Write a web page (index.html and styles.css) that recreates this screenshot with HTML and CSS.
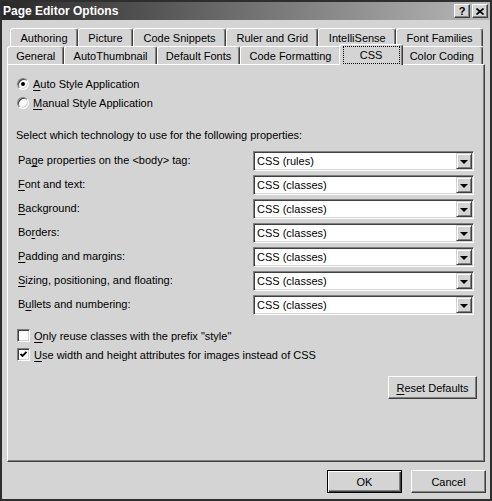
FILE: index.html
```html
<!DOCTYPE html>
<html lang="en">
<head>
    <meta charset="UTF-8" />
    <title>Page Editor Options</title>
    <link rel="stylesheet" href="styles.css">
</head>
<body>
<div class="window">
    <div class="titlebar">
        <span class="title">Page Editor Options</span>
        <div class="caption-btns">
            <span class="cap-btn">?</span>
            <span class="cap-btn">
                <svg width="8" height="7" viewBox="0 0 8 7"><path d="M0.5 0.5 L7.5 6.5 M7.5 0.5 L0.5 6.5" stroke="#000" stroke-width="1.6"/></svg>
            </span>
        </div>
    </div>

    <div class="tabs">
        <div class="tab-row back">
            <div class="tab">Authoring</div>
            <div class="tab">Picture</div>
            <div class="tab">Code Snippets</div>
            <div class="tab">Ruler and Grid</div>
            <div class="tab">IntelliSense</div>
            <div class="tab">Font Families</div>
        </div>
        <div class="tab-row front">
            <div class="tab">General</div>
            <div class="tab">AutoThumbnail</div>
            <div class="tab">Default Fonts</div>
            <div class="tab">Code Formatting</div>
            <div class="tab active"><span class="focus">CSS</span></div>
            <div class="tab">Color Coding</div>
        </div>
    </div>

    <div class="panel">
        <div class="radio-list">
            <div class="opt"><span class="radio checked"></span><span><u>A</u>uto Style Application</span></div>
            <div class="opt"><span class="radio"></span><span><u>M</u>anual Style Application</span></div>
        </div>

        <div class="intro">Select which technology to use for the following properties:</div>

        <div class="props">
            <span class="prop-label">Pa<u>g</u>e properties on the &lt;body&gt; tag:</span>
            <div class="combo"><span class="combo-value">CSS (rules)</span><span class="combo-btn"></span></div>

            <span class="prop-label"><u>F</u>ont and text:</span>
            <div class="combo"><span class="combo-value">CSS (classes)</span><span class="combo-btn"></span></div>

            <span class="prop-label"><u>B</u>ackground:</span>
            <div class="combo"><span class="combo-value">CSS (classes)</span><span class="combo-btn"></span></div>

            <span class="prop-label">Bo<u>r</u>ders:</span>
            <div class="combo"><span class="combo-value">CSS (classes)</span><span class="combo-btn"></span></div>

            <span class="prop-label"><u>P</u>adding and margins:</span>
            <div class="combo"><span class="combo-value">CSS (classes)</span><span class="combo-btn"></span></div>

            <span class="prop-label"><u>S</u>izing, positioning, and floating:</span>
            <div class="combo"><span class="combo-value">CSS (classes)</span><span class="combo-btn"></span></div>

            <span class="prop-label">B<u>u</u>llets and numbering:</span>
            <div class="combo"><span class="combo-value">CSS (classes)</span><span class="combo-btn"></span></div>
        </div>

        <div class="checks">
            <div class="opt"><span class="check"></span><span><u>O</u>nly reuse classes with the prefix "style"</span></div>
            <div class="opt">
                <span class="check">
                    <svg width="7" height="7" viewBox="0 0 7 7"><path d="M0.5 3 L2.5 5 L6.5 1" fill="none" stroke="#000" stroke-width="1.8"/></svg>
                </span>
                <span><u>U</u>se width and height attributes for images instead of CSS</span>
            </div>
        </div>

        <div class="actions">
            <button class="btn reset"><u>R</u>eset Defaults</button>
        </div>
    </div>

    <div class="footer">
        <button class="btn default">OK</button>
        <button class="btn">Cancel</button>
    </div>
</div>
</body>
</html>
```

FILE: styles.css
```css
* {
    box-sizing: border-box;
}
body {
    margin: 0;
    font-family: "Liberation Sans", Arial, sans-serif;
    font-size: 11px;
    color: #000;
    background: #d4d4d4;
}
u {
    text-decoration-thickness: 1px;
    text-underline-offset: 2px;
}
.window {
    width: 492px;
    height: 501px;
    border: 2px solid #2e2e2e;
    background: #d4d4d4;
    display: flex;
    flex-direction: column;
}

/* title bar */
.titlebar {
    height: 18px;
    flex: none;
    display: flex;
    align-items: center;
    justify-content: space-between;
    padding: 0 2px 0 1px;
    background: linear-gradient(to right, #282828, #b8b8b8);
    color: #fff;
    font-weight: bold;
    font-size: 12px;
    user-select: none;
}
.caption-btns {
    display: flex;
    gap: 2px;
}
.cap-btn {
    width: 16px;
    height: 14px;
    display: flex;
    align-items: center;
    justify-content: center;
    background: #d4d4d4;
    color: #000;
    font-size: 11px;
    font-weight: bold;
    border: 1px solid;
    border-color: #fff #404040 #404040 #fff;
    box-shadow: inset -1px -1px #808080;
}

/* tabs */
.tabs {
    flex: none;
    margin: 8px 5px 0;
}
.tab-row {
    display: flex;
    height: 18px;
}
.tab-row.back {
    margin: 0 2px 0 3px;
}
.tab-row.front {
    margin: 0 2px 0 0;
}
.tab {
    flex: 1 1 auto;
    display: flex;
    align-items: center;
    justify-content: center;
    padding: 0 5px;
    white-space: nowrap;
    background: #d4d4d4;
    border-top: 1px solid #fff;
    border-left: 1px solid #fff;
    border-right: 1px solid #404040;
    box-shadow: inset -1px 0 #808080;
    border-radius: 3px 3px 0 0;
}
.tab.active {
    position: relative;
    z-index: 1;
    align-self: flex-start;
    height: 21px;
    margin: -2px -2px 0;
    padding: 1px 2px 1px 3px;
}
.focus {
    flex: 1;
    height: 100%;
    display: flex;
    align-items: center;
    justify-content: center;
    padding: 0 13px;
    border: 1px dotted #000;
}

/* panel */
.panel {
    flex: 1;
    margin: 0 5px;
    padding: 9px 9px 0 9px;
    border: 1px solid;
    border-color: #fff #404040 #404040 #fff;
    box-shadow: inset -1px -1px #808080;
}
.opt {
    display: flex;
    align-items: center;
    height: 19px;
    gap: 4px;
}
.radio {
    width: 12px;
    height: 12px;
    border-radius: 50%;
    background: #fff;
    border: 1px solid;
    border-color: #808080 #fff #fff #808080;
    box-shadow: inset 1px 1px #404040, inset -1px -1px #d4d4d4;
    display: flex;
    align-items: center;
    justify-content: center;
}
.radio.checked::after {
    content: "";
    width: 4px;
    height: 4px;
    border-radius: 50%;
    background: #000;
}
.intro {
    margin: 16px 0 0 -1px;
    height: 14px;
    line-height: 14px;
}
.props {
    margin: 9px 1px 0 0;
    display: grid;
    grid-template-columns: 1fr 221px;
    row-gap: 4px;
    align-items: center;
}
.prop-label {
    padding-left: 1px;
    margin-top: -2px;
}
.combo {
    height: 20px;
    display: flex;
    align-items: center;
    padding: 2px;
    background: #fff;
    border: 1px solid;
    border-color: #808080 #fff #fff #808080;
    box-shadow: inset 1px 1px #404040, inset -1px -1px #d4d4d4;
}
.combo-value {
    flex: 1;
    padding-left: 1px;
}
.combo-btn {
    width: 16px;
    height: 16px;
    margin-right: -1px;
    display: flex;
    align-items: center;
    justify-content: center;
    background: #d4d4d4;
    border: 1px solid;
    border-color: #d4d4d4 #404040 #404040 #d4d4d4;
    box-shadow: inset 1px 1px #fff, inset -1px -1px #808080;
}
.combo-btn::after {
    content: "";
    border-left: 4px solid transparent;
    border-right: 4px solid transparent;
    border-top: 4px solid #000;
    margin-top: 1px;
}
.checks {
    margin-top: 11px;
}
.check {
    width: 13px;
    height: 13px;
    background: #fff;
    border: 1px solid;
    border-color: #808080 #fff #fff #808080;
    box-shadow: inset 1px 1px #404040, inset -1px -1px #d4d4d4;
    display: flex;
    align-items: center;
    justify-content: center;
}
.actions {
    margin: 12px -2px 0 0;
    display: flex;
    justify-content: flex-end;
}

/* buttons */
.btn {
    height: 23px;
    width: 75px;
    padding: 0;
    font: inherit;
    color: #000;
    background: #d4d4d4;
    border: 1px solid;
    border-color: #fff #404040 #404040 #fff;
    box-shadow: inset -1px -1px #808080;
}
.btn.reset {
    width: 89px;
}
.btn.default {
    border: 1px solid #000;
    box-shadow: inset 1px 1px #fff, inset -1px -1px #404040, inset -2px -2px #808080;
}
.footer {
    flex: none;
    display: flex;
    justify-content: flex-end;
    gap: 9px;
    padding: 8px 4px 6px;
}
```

_ _ _ _ _

(PROBLEM) All lines above with "styles" in them should be returned.

(ANSWER FOR THE TASK)
Write a web page (index.html and styles.css) that recreates this screenshot with HTML and CSS.
    <link rel="stylesheet" href="styles.css">
FILE: styles.css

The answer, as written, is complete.